■『フォッサマグナ』(藤岡換太郎著、講談社)
その言葉を知ってはいる。だが改めて「フォッサマグナとは何か」と自問すると、ろくに説明もできない。
書店で本書の表題を見かけてふとそう思い、無知を恥じて購入したものである。
本書は、今なお定説がないというフォッサマグナの成立ちに的を絞った概説書である。著者の専攻は地球科学、潜水調査船「しんかい」に51回乗船するなどフィールドワーク経験豊富な科学者という。地に足のついた議論を重ねてこられたのであろう、その御人柄を感じさせる分かりやすい文章が心地よい。
鵺と源頼政
著者は古典にも明るい教養人のようだ。
フォッサマグナを平家物語に登場する怪物「鵺(ぬえ)」にたとえ、これを射落とした源頼政に自らを重ねて、怪物退治よろしく謎解きに挑むのである。
著者のこの比喩、読み始めた当初は、何のことやら大げさだな、と感じたものだ。
だが読み進めるにしたがい、フォッサマグナの「怪物」ぶりが徐々に分かってくる。日本海の成り立ちからして不可思議であることも背景に、世界的にも他に例のないこの巨大構造がいかに複雑怪奇か。遠い小学生時代の「フォッサマグナは、糸魚川と静岡を通る大きな溝だ」というだけの浅い知識が、分厚く上書きされていくのである。
糸魚川静岡構造線はフォッサマグナの西の端に過ぎないこと。東の端は確定できていないこと。フォッサマグナが北部と南部で全く異なる構造になっていること。北部と南部の境界もまた確定できていないこと。
フォッサマグナを鵺にたとえた著者の意図が、こうして浮彫りになってくる。
鵺は、頭はサル、身体はタヌキ、手足がトラで尾がヘビという。フォッサマグナも、単一の構造線ではない。生物にたとえればキメラと言うべき複合的な存在なのである(そういえばギリシャ神話のキマイラの尾もヘビであった)。
そのフォッサマグナがどうして出来上がったのか、なぜ日本にしかないのか。詳細は本書の謎解きに委ねたい。素人である評者にも分かりやすい推論が提示されている。

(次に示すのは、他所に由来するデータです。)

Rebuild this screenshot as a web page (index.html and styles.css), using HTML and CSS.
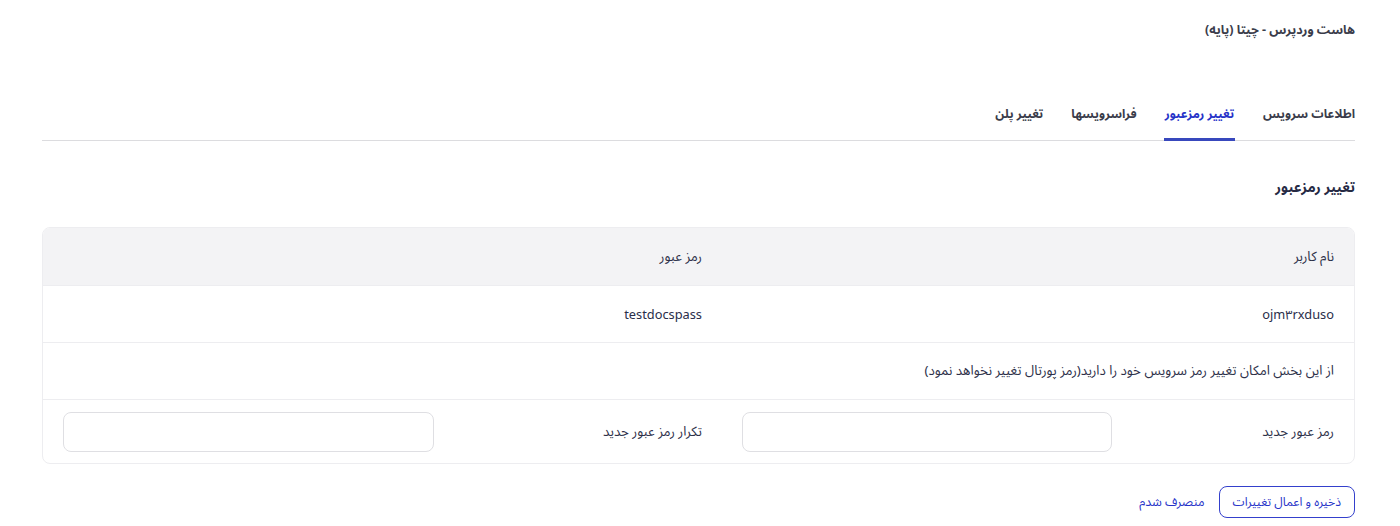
FILE: index.html
```html
<!DOCTYPE html>
<html lang="fa" dir="rtl">
<head>
<meta charset="utf-8">
<link rel="stylesheet" href="styles.css">
</head>
<body>
<div class="page">
  <h1 class="title">هاست وردپرس - چیتا (پایه)</h1>
  <nav class="tabs">
    <a class="tab">اطلاعات سرویس</a>
    <a class="tab active">تغییر رمزعبور</a>
    <a class="tab">فراسرویسها</a>
    <a class="tab">تغییر پلن</a>
  </nav>
  <h2 class="section-title">تغییر رمزعبور</h2>
  <div class="card">
    <div class="row head">
      <div class="cell span2">نام کاربر</div>
      <div class="cell span2">رمز عبور</div>
    </div>
    <div class="row">
      <div class="cell span2 val">ojm۳rxduso</div>
      <div class="cell span2 val">testdocspass</div>
    </div>
    <div class="row">
      <div class="cell span4">از این بخش امکان تغییر رمز سرویس خود را دارید(رمز پورتال تغییر نخواهد نمود)</div>
    </div>
    <div class="row inputs">
      <div class="cell">رمز عبور جدید</div>
      <div class="cell"><input class="field" type="password"></div>
      <div class="cell">تکرار رمز عبور جدید</div>
      <div class="cell"><input class="field" type="password"></div>
    </div>
  </div>
  <div class="actions">
    <button class="btn-save">ذخیره و اعمال تغییرات</button>
    <button class="btn-cancel">منصرف شدم</button>
  </div>
</div>
</body>
</html>
```
FILE: styles.css
```css
* { box-sizing: border-box; }
html, body { margin: 0; padding: 0; background: #fff; }
body {
  font-family: "Noto Sans Arabic", "Noto Sans", sans-serif;
  color: #2d3049;
}
.page {
  padding: 0 45px 0 42px;
}
.title {
  margin: 0;
  padding-top: 19px;
  font-size: 12.5px;
  font-weight: 700;
  line-height: 22px;
  color: #3a3c4a;
}
.tabs {
  display: flex;
  margin-top: 60px;
  border-bottom: 1px solid #dcdcdf;
  height: 40px;
}
.tab {
  font-size: 12.2px;
  font-weight: 700;
  color: #3a3c4a;
  line-height: 22px;
  padding: 2px 0 0 0;
  margin-left: 28px;
  height: 40px;
  border-bottom: 3px solid transparent;
}
.tab.active {
  color: #2733c8;
  border-bottom-color: #3848bd;
  padding: 2px 1px 0;
  margin-left: 27px;
}
.section-title {
  margin: 0;
  padding-top: 36px;
  font-size: 14px;
  font-weight: 700;
  line-height: 22px;
  color: #262a44;
}
.card {
  margin-top: 28px;
  border: 1px solid #ededf0;
  border-radius: 8px;
  overflow: hidden;
}
.row {
  display: grid;
  grid-template-columns: 222px 410px 268px 1fr;
  height: 57px;
  border-top: 1px solid #ededf0;
  align-items: center;
}
.row.head {
  background: #f3f3f5;
  border-top: none;
  height: 57px;
}
.row.inputs { height: 64px; }
.cell {
  padding: 0 20px;
  font-size: 13.3px;
  color: #2d3049;
  white-space: nowrap;
}
.span2 { grid-column: span 2; }
.span4 { grid-column: span 4; }
.val { font-size: 12.8px; color: #2a2e4a; }
.field {
  display: block;
  width: 100%;
  height: 40px;
  border: 1px solid #dfdfe3;
  border-radius: 8px;
  background: #fff;
}
.actions {
  display: flex;
  align-items: center;
  gap: 14px;
  margin-top: 22px;
}
.btn-save {
  font-family: inherit;
  font-size: 12.2px;
  color: #2733c8;
  background: #fff;
  border: 1px solid #3440cc;
  border-radius: 8px;
  height: 32px;
  padding: 0 13px;
}
.btn-cancel {
  font-family: inherit;
  font-size: 12.5px;
  color: #2733c8;
  background: none;
  border: none;
  padding: 0;
}
```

そこで展開される議論のスケールは、やはり壮大なものになる。
地質学では、100万年を1単位とした年代表記を用いるという。すなわち「Mega annum」の頭文字をとったMaと表記し、1Maが100万年前とされるわけだ。著者は、これこれが生起したのが140Ma、と簡単に記す。だが、それが1億4000万年前を指すと思うと、悠久の時間をかけて大地が動く地球科学のダイナミズムに圧倒される。
自然の偉大さと科学書籍の重要性
読了して、ある種の感慨を覚える。フォッサマグナの成因を通じて、我々が暮らすこの島々そのものが、より立体的に理解されるからである。
恐竜時代に大陸で生じたプレートが横ずれを起こす。地球の奥底の膨大なエネルギーが地殻を切り裂く。島しょを次々と衝突させてくるプレートもある。この過程では、人類が知らない巨大地震や噴火も多々あったことだろう。
たかだか150年の明治維新以来の近代日本というものが、いかにちっぽけな存在かということも、思い知らされる。そして四季美しいこの国土の成立ちを奇跡のようにさえ感じつつ、数百万年後の列島の姿と、そこに暮らす未来の生命に思いを馳せるのである。
ともあれ、久々に手に取ったが、ブルーバックスはやはり素晴らしい。
ブルーバックス「発刊のことば」は、1963年、講談社の野間省一社長名である。「科学をあなたのポケットに」との題を添えた短い文章を読んでみる。
「産業人も、セールスマンも、ジャーナリストも、家庭の主婦も、みんなが科学を知らなければ、時代の流れに逆らうことになるでしょう。」 この節は、科学万能主義の時代を感じさせる。
だが現代は、似非科学とフェイクニュースが大手を振る。野間の警鐘と裏腹に、非科学的な時代の流れにどう逆らうかを考えるべき世相が、一部であれ現出してしまったことは、嘆くべきだろう。
その世相を思うにつけ、科学的思考の重要性を改めて自覚する。分かりやすく研究成果を伝授して下さる多くの著者の方々と、ブルーバックスという自然科学の啓蒙書を連綿と発刊し続けてくれている講談社に、深い敬意と感謝の念を抱く次第である。